Over the course of the trial, over one hundred of the defendants had to be set free as the state gave up on being able to convict them.

By the end, only 30 of the original defendants remained – and even these were found not guilty by the trial judge.

On one level, the verdict probably had a propaganda objective, to pretend that South Africa enjoyed impartial justice. But it was also a genuine defeat for the Apartheid regime.

There was still a very long way to go, though. Apartheid had only gotten more violent during the Treason Trial, with the Sharpeville Massacre perpetrated in 1960.

And Mandela, with other Treason Trial defendants, was sentenced to life imprisonment just three years later, at the Rivonia Trial of 1963-64.

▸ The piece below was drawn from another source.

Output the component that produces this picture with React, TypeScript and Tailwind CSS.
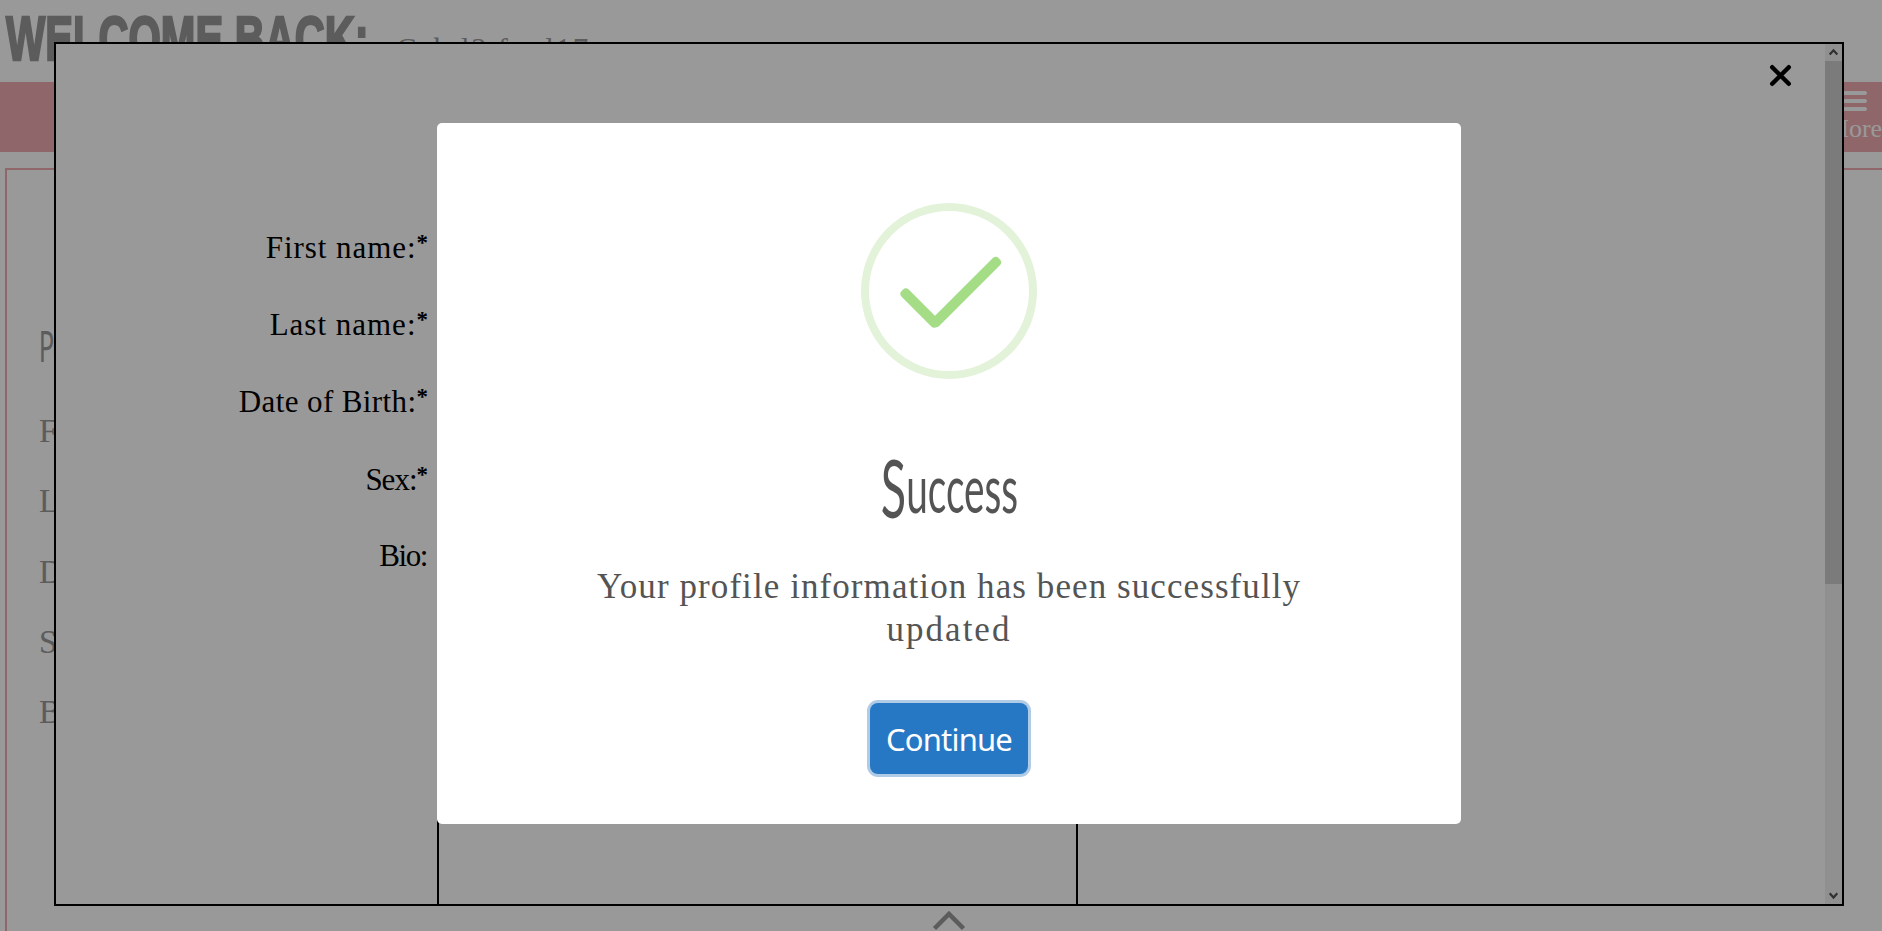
import React from "react";

const serif = "font-['Liberation_Serif',serif]";

const profileRows = ["First name:", "Last name:", "Date of Birth:", "Sex:", "Bio:"];

const formRows = [
  { label: "First name:", tracking: "tracking-[0.95px]" },
  { label: "Last name:", tracking: "tracking-[1px]" },
  { label: "Date of Birth:", tracking: "tracking-[0.4px]" },
  { label: "Sex:", tracking: "tracking-[-1px]" },
];

function Page() {
  return (
    <div className={`h-[931px] w-full overflow-hidden bg-white text-[#999] ${serif}`}>
      <header className="flex h-[82px] pl-[6px] pt-[6px]">
        <h1 className="w-[390px] shrink-0 whitespace-nowrap font-['Liberation_Sans',sans-serif] text-[63px] font-bold leading-[65px]">
          <span className="inline-block origin-left scale-x-[0.66] [-webkit-text-stroke:2.5px_#999]">WELCOME BACK:</span>
        </h1>
        <p className="whitespace-nowrap pt-[26px] text-[31px] leading-[36px] tracking-[1.6px]">Cabtl2 fattl17</p>
      </header>
      <nav className="flex h-[70px] justify-end bg-[#eeaab1] text-white">
        <div className="-mr-[2px] flex w-[60px] flex-col items-center pt-[9px]">
          <div className="flex w-[26px] flex-col gap-[4px]">
            <span className="h-[4px] rounded-full bg-white" />
            <span className="h-[4px] rounded-full bg-white" />
            <span className="h-[4px] rounded-full bg-white" />
          </div>
          <span className="mt-[4px] text-[26px] leading-[28px]">More</span>
        </div>
      </nav>
      <main className="ml-[5px] mt-[16px] h-[800px] border-2 border-r-0 border-[#eeaab1] pl-[32px] pt-[150px]">
        <h2 className="w-[200px] font-['Lato',sans-serif] text-[43px] leading-[51px]">
          <span className="inline-block origin-left scale-x-[0.57]">Personal</span>
        </h2>
        <ul className="mt-[42px]">
          {profileRows.map((row) => (
            <li key={row} className="h-[70.3px] text-[33px] leading-[36px]">
              {row}
            </li>
          ))}
        </ul>
      </main>
    </div>
  );
}

function ScrollBar() {
  return (
    <div className="flex w-[17px] shrink-0 flex-col bg-[#f1f1f1]">
      <svg className="h-[17px] w-[17px] shrink-0" viewBox="0 0 17 17" fill="none" stroke="#505050" strokeWidth="2.2">
        <path d="M4.7 10.5 8.5 6.3l3.8 4.2" />
      </svg>
      <div className="h-[523px] bg-[#cdcdcd]" />
      <svg className="mt-auto h-[17px] w-[17px] shrink-0" viewBox="0 0 17 17" fill="none" stroke="#505050" strokeWidth="2.2">
        <path d="M4.7 6.3 8.5 10.5l3.8-4.2" />
      </svg>
    </div>
  );
}

function EditDialog() {
  return (
    <section className="absolute left-[54px] top-[42px] flex h-[864px] w-[1790px] border-2 border-black bg-white text-black">
      <div className="flex flex-1 flex-col overflow-hidden">
        <div className="flex h-[44px] shrink-0 justify-end pr-[33px] pt-[20px]">
          <svg className="h-[23px] w-[23px]" viewBox="0 0 23 23" fill="none" stroke="#000" strokeWidth="4.4" strokeLinecap="round">
            <path d="M3.2 3.2 19.8 19.8M19.8 3.2 3.2 19.8" />
          </svg>
        </div>
        <form className={`flex flex-col pt-[142px] text-[31px] leading-[36px] ${serif}`}>
          {formRows.map((row) => (
            <div key={row.label} className="flex h-[77.2px] shrink-0">
              <label className={`flex w-[371px] justify-end ${row.tracking}`}>
                {row.label}
                <b className="-mt-[5px] text-[23px] tracking-[-1px]">*</b>
              </label>
            </div>
          ))}
          <div className="flex shrink-0 gap-[10px]">
            <label className="-mt-[1px] w-[371px] text-right tracking-[-1.4px]">Bio:</label>
            <div className="h-[500px] w-[641px] border-2 border-black" />
          </div>
        </form>
      </div>
      <ScrollBar />
    </section>
  );
}

function SuccessCard() {
  return (
    <div
      role="dialog"
      className="absolute left-[437px] top-[123px] flex h-[701px] w-[1024px] flex-col items-center rounded-[5px] bg-white pt-[80px] text-[#545454]"
    >
      <svg className="h-[176px] w-[176px] shrink-0" viewBox="0 0 176 176">
        <circle cx="88" cy="88" r="84" fill="none" stroke="#e3f3da" strokeWidth="8" />
        <g fill="#a5dc86">
          <rect x="34" y="100" width="50" height="10" rx="4" transform="rotate(45 59 105)" />
          <rect x="58" y="84" width="94" height="10" rx="4" transform="rotate(-45 105 89)" />
        </g>
      </svg>
      <h2 className="mt-[61px] h-[85px] font-['Lato',sans-serif] text-[68px] leading-[80px]">
        <span className="inline-block scale-x-[0.57]">
          <span className="relative top-[5px] text-[82px] leading-none">S</span>uccess
        </span>
      </h2>
      <p className={`mt-[40px] w-[760px] text-center text-[35px] leading-[43px] tracking-[1.08px] ${serif}`}>
        Your profile information has been successfully
        <br />
        <span className="tracking-[2px]">updated</span>
      </p>
      <button className="mt-[52px] h-[71px] w-[158px] rounded-[8px] bg-[#2778c4] pt-[2px] font-['Noto_Sans',sans-serif] text-[31px] leading-none tracking-[-0.8px] text-white shadow-[0_0_0_3px_#b0cbe6]">
        Continue
      </button>
    </div>
  );
}

export default function App() {
  return (
    <div className="relative h-[931px] w-full overflow-hidden">
      <Page />
      <svg className="absolute left-[931px] top-[909px] h-[22px] w-[36px]" viewBox="0 0 36 22" fill="none" stroke="#999" strokeWidth="4.5">
        <path d="M3.5 19.5 18 5l14.500 14.500" />
      </svg>
      <EditDialog />
      <div className="absolute inset-0 bg-black/40" />
      <SuccessCard />
    </div>
  );
}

But the experience of the Treason Trial had helped equip the anti-apartheid movement for the struggle ahead.

It was during the trial that the international anti-apartheid movement really took off. In the U.K., Canon John Collins of the Campaign for Nuclear Disarmament set up the Defence and Aid Fund for Southern Africa, which contributed £75,000 to the defendants’ legal costs.

Meanwhile, the numerous defendants used their imprisonment during the trial to deepen and expand activist networks inside South Africa.

On this basis, the struggle to overthrow apartheid in South Africa would eventually prevail. The long walk to freedom had begun.